Written exercise:
Type out the data exactly as given. Skip any image.
## begin
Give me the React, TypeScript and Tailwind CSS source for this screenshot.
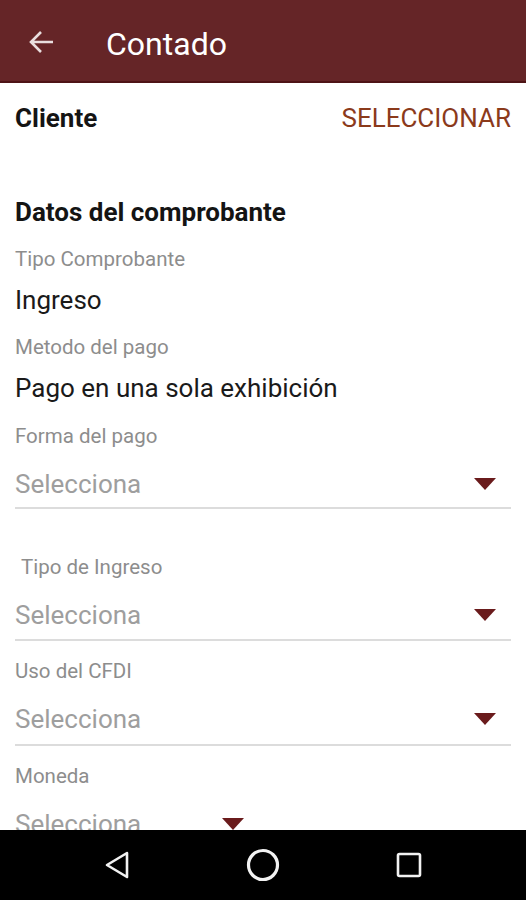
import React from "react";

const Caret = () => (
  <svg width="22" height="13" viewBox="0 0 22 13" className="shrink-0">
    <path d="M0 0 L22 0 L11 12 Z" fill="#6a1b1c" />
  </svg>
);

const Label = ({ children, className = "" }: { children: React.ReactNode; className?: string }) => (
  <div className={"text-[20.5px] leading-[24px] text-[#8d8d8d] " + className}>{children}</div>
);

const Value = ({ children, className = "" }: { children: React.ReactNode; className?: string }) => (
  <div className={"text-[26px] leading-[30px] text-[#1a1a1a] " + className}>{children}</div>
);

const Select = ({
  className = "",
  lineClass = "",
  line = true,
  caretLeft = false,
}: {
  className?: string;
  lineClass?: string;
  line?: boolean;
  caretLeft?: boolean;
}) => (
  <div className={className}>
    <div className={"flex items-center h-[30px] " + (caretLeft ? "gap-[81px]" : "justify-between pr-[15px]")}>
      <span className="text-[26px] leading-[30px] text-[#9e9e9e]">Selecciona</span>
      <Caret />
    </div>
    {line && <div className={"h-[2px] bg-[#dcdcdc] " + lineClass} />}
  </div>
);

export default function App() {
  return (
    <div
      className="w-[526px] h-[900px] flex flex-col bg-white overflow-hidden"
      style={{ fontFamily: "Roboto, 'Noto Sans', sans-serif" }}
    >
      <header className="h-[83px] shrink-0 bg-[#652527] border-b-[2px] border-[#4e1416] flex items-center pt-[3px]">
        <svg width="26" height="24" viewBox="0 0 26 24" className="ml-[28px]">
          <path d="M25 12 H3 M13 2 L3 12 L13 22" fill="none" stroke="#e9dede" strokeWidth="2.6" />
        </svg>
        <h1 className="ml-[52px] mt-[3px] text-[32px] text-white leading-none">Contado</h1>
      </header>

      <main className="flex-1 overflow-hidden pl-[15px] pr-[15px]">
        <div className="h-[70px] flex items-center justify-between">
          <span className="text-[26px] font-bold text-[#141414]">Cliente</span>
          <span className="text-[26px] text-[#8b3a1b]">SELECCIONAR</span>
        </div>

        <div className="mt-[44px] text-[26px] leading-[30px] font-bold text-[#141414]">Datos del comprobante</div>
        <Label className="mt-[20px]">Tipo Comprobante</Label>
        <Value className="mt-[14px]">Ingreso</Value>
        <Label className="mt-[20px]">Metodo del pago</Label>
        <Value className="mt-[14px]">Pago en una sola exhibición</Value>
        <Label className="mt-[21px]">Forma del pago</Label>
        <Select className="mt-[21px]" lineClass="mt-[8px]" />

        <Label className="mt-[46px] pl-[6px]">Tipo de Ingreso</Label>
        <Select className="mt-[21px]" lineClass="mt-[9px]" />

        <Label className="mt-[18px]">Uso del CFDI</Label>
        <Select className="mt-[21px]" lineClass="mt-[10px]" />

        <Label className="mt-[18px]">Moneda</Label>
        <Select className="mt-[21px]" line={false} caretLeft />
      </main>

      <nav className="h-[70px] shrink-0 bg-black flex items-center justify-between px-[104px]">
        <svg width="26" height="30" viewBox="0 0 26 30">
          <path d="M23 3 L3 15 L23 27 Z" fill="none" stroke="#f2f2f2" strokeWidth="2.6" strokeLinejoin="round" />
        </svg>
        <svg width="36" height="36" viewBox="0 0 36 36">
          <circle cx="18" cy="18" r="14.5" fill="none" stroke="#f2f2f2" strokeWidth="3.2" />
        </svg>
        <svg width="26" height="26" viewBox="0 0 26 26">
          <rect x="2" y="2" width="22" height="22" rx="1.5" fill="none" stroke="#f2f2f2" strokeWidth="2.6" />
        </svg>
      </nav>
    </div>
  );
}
## end
Output for this exercise:
Give me the React, TypeScript and Tailwind CSS source for this screenshot.
import React from "react";

const Caret = () => (
  <svg width="22" height="13" viewBox="0 0 22 13" className="shrink-0">
    <path d="M0 0 L22 0 L11 12 Z" fill="#6a1b1c" />
  </svg>
);

const Label = ({ children, className = "" }: { children: React.ReactNode; className?: string }) => (
  <div className={"text-[20.5px] leading-[24px] text-[#8d8d8d] " + className}>{children}</div>
);

const Value = ({ children, className = "" }: { children: React.ReactNode; className?: string }) => (
  <div className={"text-[26px] leading-[30px] text-[#1a1a1a] " + className}>{children}</div>
);

const Select = ({
  className = "",
  lineClass = "",
  line = true,
  caretLeft = false,
}: {
  className?: string;
  lineClass?: string;
  line?: boolean;
  caretLeft?: boolean;
}) => (
  <div className={className}>
    <div className={"flex items-center h-[30px] " + (caretLeft ? "gap-[81px]" : "justify-between pr-[15px]")}>
      <span className="text-[26px] leading-[30px] text-[#9e9e9e]">Selecciona</span>
      <Caret />
    </div>
    {line && <div className={"h-[2px] bg-[#dcdcdc] " + lineClass} />}
  </div>
);

export default function App() {
  return (
    <div
      className="w-[526px] h-[900px] flex flex-col bg-white overflow-hidden"
      style={{ fontFamily: "Roboto, 'Noto Sans', sans-serif" }}
    >
      <header className="h-[83px] shrink-0 bg-[#652527] border-b-[2px] border-[#4e1416] flex items-center pt-[3px]">
        <svg width="26" height="24" viewBox="0 0 26 24" className="ml-[28px]">
          <path d="M25 12 H3 M13 2 L3 12 L13 22" fill="none" stroke="#e9dede" strokeWidth="2.6" />
        </svg>
        <h1 className="ml-[52px] mt-[3px] text-[32px] text-white leading-none">Contado</h1>
      </header>

      <main className="flex-1 overflow-hidden pl-[15px] pr-[15px]">
        <div className="h-[70px] flex items-center justify-between">
          <span className="text-[26px] font-bold text-[#141414]">Cliente</span>
          <span className="text-[26px] text-[#8b3a1b]">SELECCIONAR</span>
        </div>

        <div className="mt-[44px] text-[26px] leading-[30px] font-bold text-[#141414]">Datos del comprobante</div>
        <Label className="mt-[20px]">Tipo Comprobante</Label>
        <Value className="mt-[14px]">Ingreso</Value>
        <Label className="mt-[20px]">Metodo del pago</Label>
        <Value className="mt-[14px]">Pago en una sola exhibición</Value>
        <Label className="mt-[21px]">Forma del pago</Label>
        <Select className="mt-[21px]" lineClass="mt-[8px]" />

        <Label className="mt-[46px] pl-[6px]">Tipo de Ingreso</Label>
        <Select className="mt-[21px]" lineClass="mt-[9px]" />

        <Label className="mt-[18px]">Uso del CFDI</Label>
        <Select className="mt-[21px]" lineClass="mt-[10px]" />

        <Label className="mt-[18px]">Moneda</Label>
        <Select className="mt-[21px]" line={false} caretLeft />
      </main>

      <nav className="h-[70px] shrink-0 bg-black flex items-center justify-between px-[104px]">
        <svg width="26" height="30" viewBox="0 0 26 30">
          <path d="M23 3 L3 15 L23 27 Z" fill="none" stroke="#f2f2f2" strokeWidth="2.6" strokeLinejoin="round" />
        </svg>
        <svg width="36" height="36" viewBox="0 0 36 36">
          <circle cx="18" cy="18" r="14.5" fill="none" stroke="#f2f2f2" strokeWidth="3.2" />
        </svg>
        <svg width="26" height="26" viewBox="0 0 26 26">
          <rect x="2" y="2" width="22" height="22" rx="1.5" fill="none" stroke="#f2f2f2" strokeWidth="2.6" />
        </svg>
      </nav>
    </div>
  );
}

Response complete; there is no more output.